Üniversitelerle nasıl çalışacaklarını da anlatan Dur, konuşmasına şöyle devam etti:

“Üniversitelerden özellikle rica ediyorum; bu konularla uzaktan yakından master, doktora ya da akademik hayatı boyunca karşılaşmış kim varsa bizimle temasa geçsin. İkincisi, kendi alanında olmayabilir üniversitelerde yurtdışında bu alanda arkadaşları olabilir, onlarla birlikte bize gelebilir yani aracı olabilir. Yurtdışında bu alanda arkadaşı vardır ve kendisi o arkadaşıyla birlikte Afyon Kocatepe Üniversitesinde bu projeyi üretebileceğiz diyebilirlerse destek veririz. Hocanın laboratuvarı vardır küçük bir şey tasarlayacaktır buyurun bunu burada tasarlayın diyebiliriz. Bu alanda doktora yapmak için doktoraya girecek bütün öğrencilere hoca ve doktora yapan kişilerin bütün masraflarını biz karşılayacağız. Sanayiciye bırakmayacağız. Bu laboratuvar altyapısındaki altyapıyı kullanmak üzere bu alanda çalışacak doktora öğrencilerinden 2 tane istiyoruz. Biri üniversitede kalsın birisi de bizim yanımıza gelsin. Ben istiyorum ki bu ekosistem devam etsin. Üniversitede hocanın yetiştirdiğini sanayiye verdiği zaman elinden ayağından çıkıyor. İstiyoruz ki iki doktora öğrencisi olsun biri üniversitede kalsın diğeri ise seri imalatta çalışsın dünyadaki yeni gelişmeleri bu teknolojiye entegre etmek için uğraşsın. Geçenlerde Almanya’da bir motor fabrikasını gezdim. Motor fabrikası içerisinde 80 tane doktora öğrencisi motorun harareti ile uğraşıyor. Bizim bu konularda 2 tane doktora öğrencimiz yok. Üçüncüsü de hazır şu anda doktora derslerini bitirmiş tez seçmek isteyen arkadaşlar varsa biz o arkadaşlara doktora tezi verebiliriz. Seçilen alanlarda yüksek lisans ve doktora tezlerinin bütçelerini belirleyip maddi destek verebiliriz.”

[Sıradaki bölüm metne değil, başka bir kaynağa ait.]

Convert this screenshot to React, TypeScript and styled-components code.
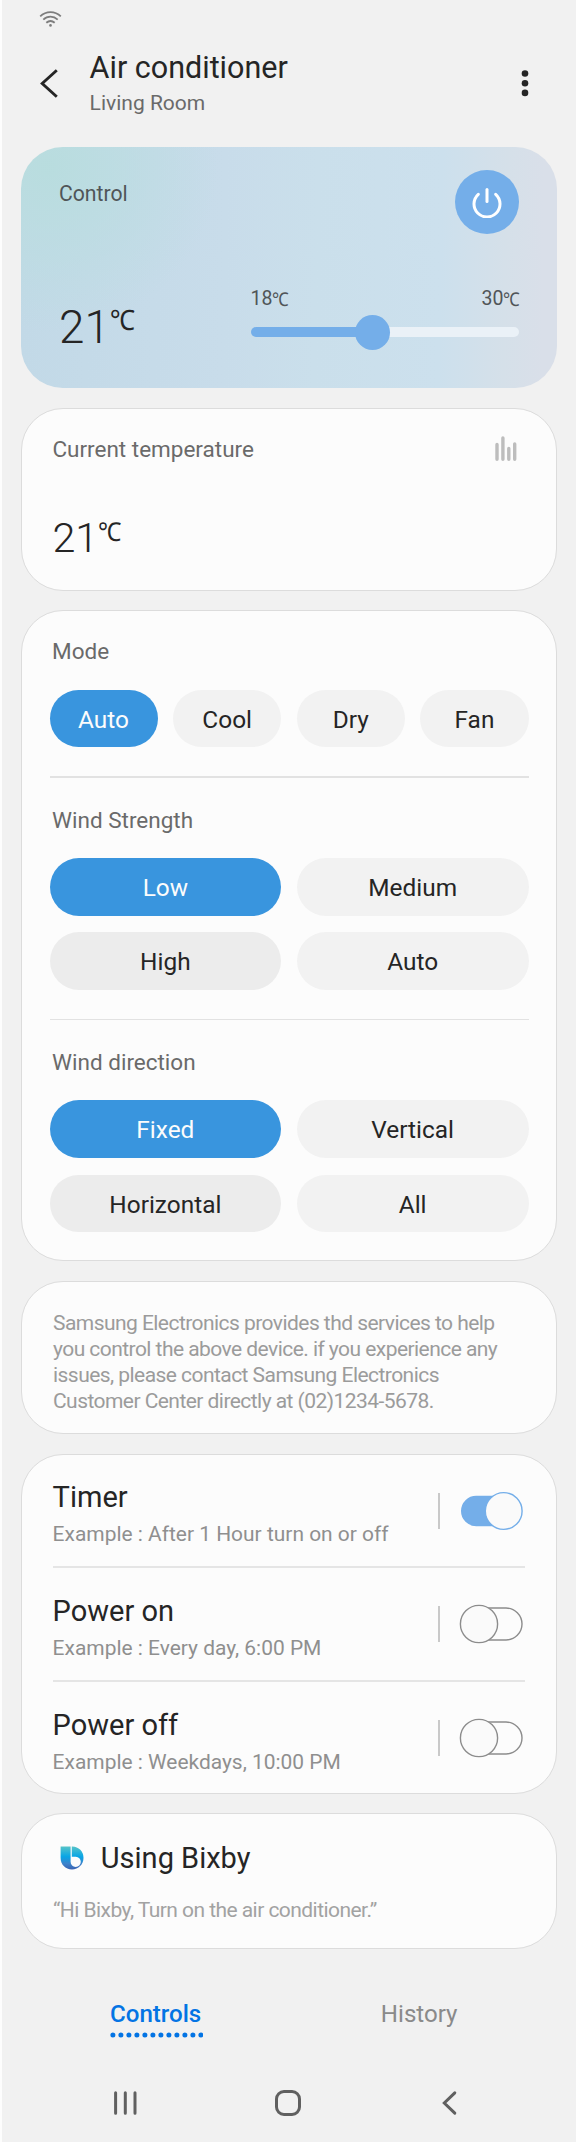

“Know-How transferi akla bağlıdır”

Üniversite hocalarına dünyadaki hava ve kara araçları ile uğraşan mühendislik firmalarından danışman sağlayıp eğitim verebileceklerini ifade eden Dur, Know-How transferi hakkında şunları söyledi:

“Know-How transferi sayıya değil akla bağlıdır. Türkiye’de yıllardır Know-How transferi yapılabilecek hiçbir proje başarılı olmamıştır. Adam sana rakip yaratmaz, bilgi vermez. Hangi ürünleri biz yaparız diye araştırdık. Bizim bir de süremiz var. Belli bir zamanda belli bir bütçeyle belirli bir kalitede bunu yapmamız lazım. O zamanı kazanabilmek için neyi yurtdışından alabiliriz. Türkiye’de işleriz, geliştiririz. Biz neyi burada geliştirebilir ya da aynı zamanda yurtdışına da satabiliriz? Neyi yurtdışında geliştirir ve yurtdışında kullanabiliriz? Çok fazla kritik olmayabilir. Yerli yabancı kabiliyet araştırması yapıyoruz. Bunları yaparken bazı şartlar var. Türkiye’de bunları yaparken milli gizlilik şartları var. Biz bunu yapıyoruz diye bütün bilgileri karşı tarafa veremeyiz. Ben bu bilgiyi verirsem benim teknolojim benim olmaz zaten ben bu bilgiyi karşı tarafa vermiş oluyorum. O kadar zor ki bilgi vermeyeceksiniz ama teknoloji alabileceksiniz. Mühendislik kabiliyetiniz yok ama bunu geliştirmeye çalışacaksınız.”

Konferans soruların cevaplanmasının ardından sona erdi.